# Technical Data Extraction: Performance Comparison Across Datasets and Model Configurations
This document provides a comprehensive extraction of data from a 3x2 grid of bar charts comparing model performance (BLEU and Rouge-L scores) across three datasets: **Web NLG**, **CommonGen**, and **Adidas**.
## 1. Document Structure and Global Components
The image is organized into three horizontal rows, each representing a specific dataset, and two vertical columns representing evaluation metrics.
* **Rows (Datasets):**
* (a) Web NLG
* (b) CommonGen
* (c) Adidas
* **Columns (Metrics):**
* BLEU (Left Column)
* Rouge-L (Right Column)
* **X-Axis Categories (Common to all charts):**
1. No plugin
2. 1-layer
3. 2-layer
4. 4-layer
5. 8-layer
6. 12-layer
7. GPT2 Small
* **Visual Encoding:**
* **Bars:** Represent the score for each configuration. The color transitions from light pink (left) to dark purple (right).
* **Dashed Line with Markers:** Connects the top of each bar to visualize the trend across configurations.
* **Y-Axis:** Represents the numerical "Score" for the respective metric.
---
## 2. Detailed Data Extraction by Dataset
### (a) Web NLG Dataset
**Trend Analysis:** Performance spikes significantly when moving from "No plugin" to "1-layer". From "1-layer" to "12-layer", there is a gradual, slight decline in performance. "GPT2 Small" represents the peak performance for both metrics.
| Configuration | BLEU Score (Approx.) | Rouge-L Score (Approx.) |
| :--- | :--- | :--- |
| No plugin | 0.02 | 0.19 |
| 1-layer | 0.13 | 0.35 |
| 2-layer | 0.10 | 0.31 |
| 4-layer | 0.10 | 0.31 |
| 8-layer | 0.10 | 0.30 |
| 12-layer | 0.09 | 0.28 |
| GPT2 Small | 0.20 | 0.51 |
---
### (b) CommonGen Dataset
**Trend Analysis:** Similar to Web NLG, there is a sharp increase at "1-layer". A steady, linear decrease is observed as the number of layers increases from 1 to 12. "GPT2 Small" remains the highest-performing baseline.
| Configuration | BLEU Score (Approx.) | Rouge-L Score (Approx.) |
| :--- | :--- | :--- |
| No plugin | 0.015 | 0.15 |
| 1-layer | 0.14 | 0.39 |
| 2-layer | 0.12 | 0.35 |
| 4-layer | 0.11 | 0.35 |
| 8-layer | 0.105 | 0.34 |
| 12-layer | 0.09 | 0.33 |
| GPT2 Small | 0.20 | 0.55 |
---
### (c) Adidas Dataset
**Trend Analysis:** The scores for this dataset are lower in absolute magnitude compared to the others.

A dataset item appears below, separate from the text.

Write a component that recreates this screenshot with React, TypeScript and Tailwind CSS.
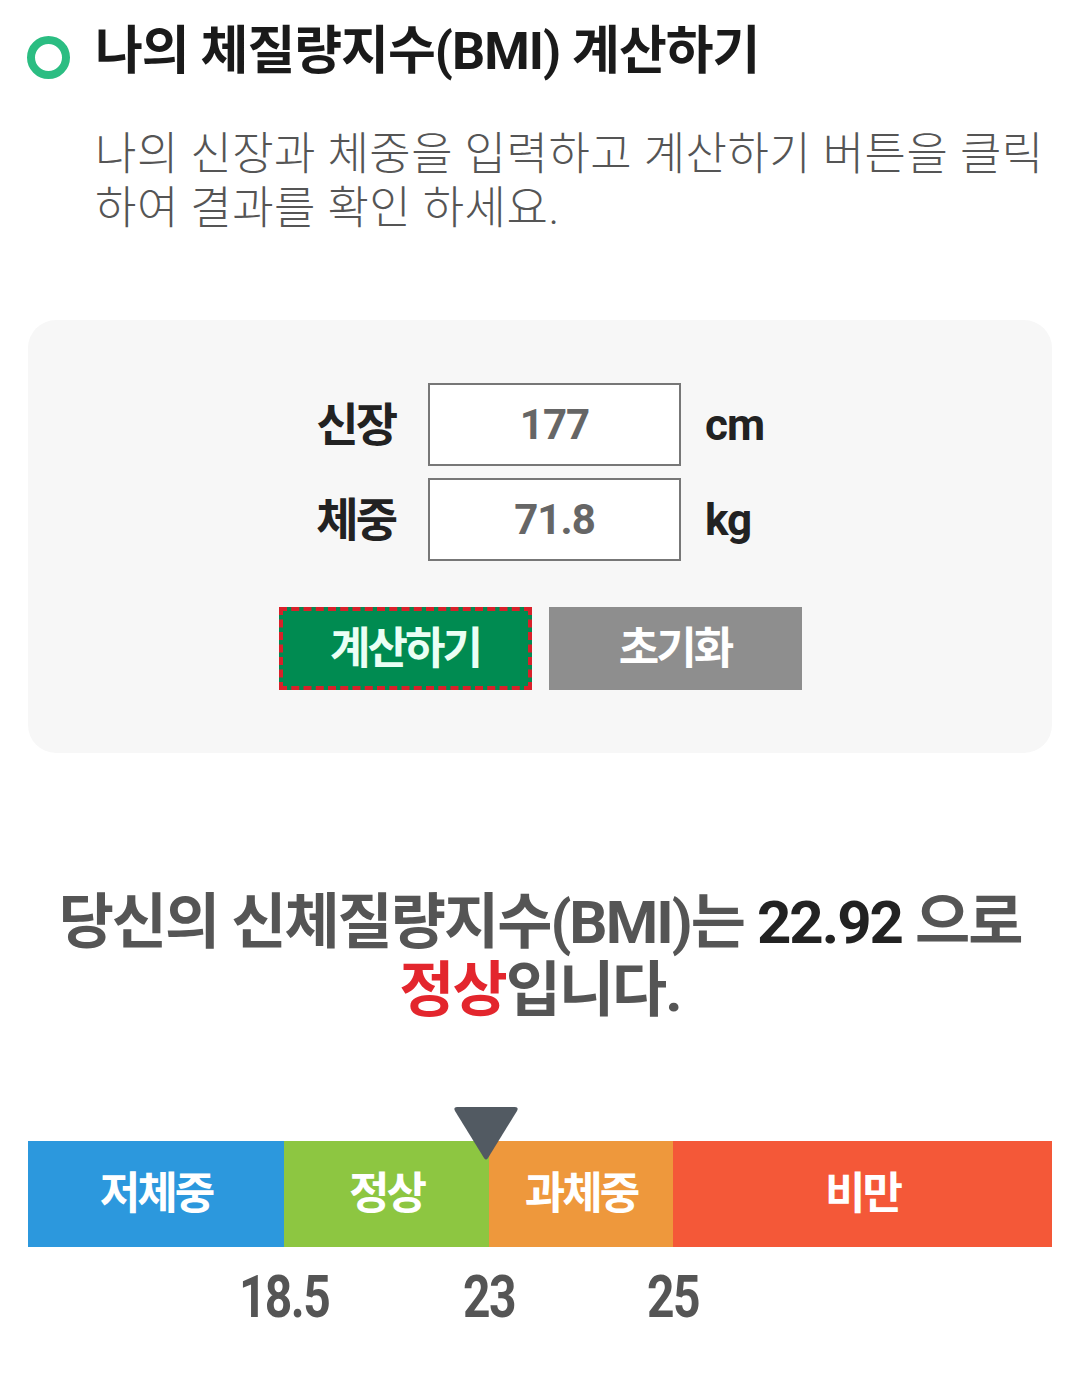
import React from "react";

const segments = [
  { label: "저체중", w: "w-[256px]", bg: "bg-[#2c98dd]" },
  { label: "정상", w: "w-[205px]", bg: "bg-[#8dc641]" },
  { label: "과체중", w: "w-[184px]", bg: "bg-[#ee983c]" },
  { label: "비만", w: "w-[379px]", bg: "bg-[#f45838]" },
];

export default function App() {
  return (
    <div className="w-[1080px] h-[1386px] overflow-hidden bg-white font-['Roboto','Noto_Sans_CJK_KR',sans-serif]">
      <header className="flex items-center pl-[27px] pt-[22px]">
        <span className="mt-[10px] block h-[43px] w-[43px] shrink-0 rounded-full border-[8px] border-[#2bbd82]" />
        <h1 className="ml-[25px] text-[52px] font-bold leading-[60px] tracking-[-1px] text-[#1a1a1a]">
          나의 체질량지수(BMI) 계산하기
        </h1>
      </header>

      <p className="ml-[95px] mt-[46px] text-[45px] font-light leading-[54px] tracking-[0.5px] text-[#555]">
        나의 신장과 체중을 입력하고 계산하기 버튼을 클릭
        <br />
        하여 결과를 확인 하세요.
      </p>

      <section className="mx-[28px] mt-[84px] h-[433px] rounded-[28px] bg-[#f7f7f7] pt-[63px]">
        <div className="flex flex-col gap-[12px]">
          {[
            { label: "신장", value: "177", unit: "cm" },
            { label: "체중", value: "71.8", unit: "kg" },
          ].map((r) => (
            <div key={r.label} className="flex items-center justify-center">
              <span className="w-[90px] text-right text-[46px] font-bold leading-none tracking-[-3px] text-[#222]">
                {r.label}
              </span>
              <input
                readOnly
                value={r.value}
                className="ml-[33px] h-[83px] w-[253px] border-2 border-[#777] bg-white text-center text-[42px] font-bold tracking-[-1px] text-[#666] outline-none"
              />
              <span className="ml-[24px] w-[70px] text-[44px] font-bold leading-none tracking-[-1px] text-[#222]">
                {r.unit}
              </span>
            </div>
          ))}
        </div>
        <div className="mt-[46px] flex justify-center gap-[17px]">
          <button className="flex h-[83px] w-[253px] items-center justify-center border-[4px] border-dashed border-[#d9202a] bg-[#008b51] text-[44px] font-bold tracking-[-3px] text-[#eafff5]">
            계산하기
          </button>
          <button className="flex h-[83px] w-[253px] items-center justify-center bg-[#8e8e8e] text-[44px] font-bold tracking-[-3px] text-white">
            초기화
          </button>
        </div>
      </section>

      <div className="mt-[136px] text-center text-[60px] font-bold leading-[68px] tracking-[-2px] text-[#555]">
        <p>
          당신의 신체질량지수(BMI)는 <span className="text-[#222]">22.92</span> 으로
        </p>
        <p>
          <span className="text-[#e3262d]">정상</span>입니다.
        </p>
      </div>

      <div className="relative mx-[28px] mt-[116px] flex h-[106px]">
        {segments.map((s) => (
          <div
            key={s.label}
            className={`${s.w} ${s.bg} flex items-center justify-center text-[44px] font-bold tracking-[-3px] text-white`}
          >
            {s.label}
          </div>
        ))}
        <svg
          className="absolute left-[425px] top-[-34px]"
          width="66"
          height="54"
          viewBox="0 0 66 54"
        >
          <path
            d="M4 0 H62 Q66 0 64 4 L35 51 Q33 54 31 51 L2 4 Q0 0 4 0 Z"
            fill="#525a62"
          />
        </svg>
      </div>

      <div className="mx-[28px] mt-[20px] flex h-[60px] text-[60px] font-bold leading-[60px] text-[#555]">
        <div className="w-[256px]" />
        {["18.5", "23", "25"].map((v, i) => (
          <div key={v} className={`${i === 0 ? "w-[205px]" : i === 1 ? "w-[184px]" : "w-[379px]"} relative`}>
            <span className="absolute left-0 top-0 -translate-x-1/2 scale-x-80 tracking-[-2px]">{v}</span>
          </div>
        ))}
      </div>
    </div>
  );
}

The trend follows the same pattern: a peak at "1-layer" followed by a consistent downward slope through "12-layer". "GPT2 Small" shows a significant lead over all plugin configurations.
| Configuration | BLEU Score (Approx.) | Rouge-L Score (Approx.) |
| :--- | :--- | :--- |
| No plugin | 0.005 | 0.135 |
| 1-layer | 0.048 | 0.165 |
| 2-layer | 0.041 | 0.148 |
| 4-layer | 0.037 | 0.138 |
| 8-layer | 0.035 | 0.135 |
| 12-layer | 0.030 | 0.128 |
| GPT2 Small | 0.081 | 0.245 |
---
## 3. Summary of Key Findings
1. **Plugin Impact:** Adding even a single layer ("1-layer") results in a massive performance gain over the "No plugin" baseline across all datasets and metrics.
2. **Layer Scaling:** Increasing the number of layers in the plugin (from 1 to 12) consistently leads to a **decrease** in performance. The 1-layer configuration is the most effective plugin setup shown.
3. **Baseline Comparison:** The "GPT2 Small" model consistently outperforms all plugin-augmented configurations, typically achieving scores roughly double those of the 1-layer plugin in BLEU metrics.
4. **Metric Correlation:** BLEU and Rouge-L scores follow identical trends across all configurations, suggesting that the model improvements (or degradations) are consistent across different linguistic evaluation methods.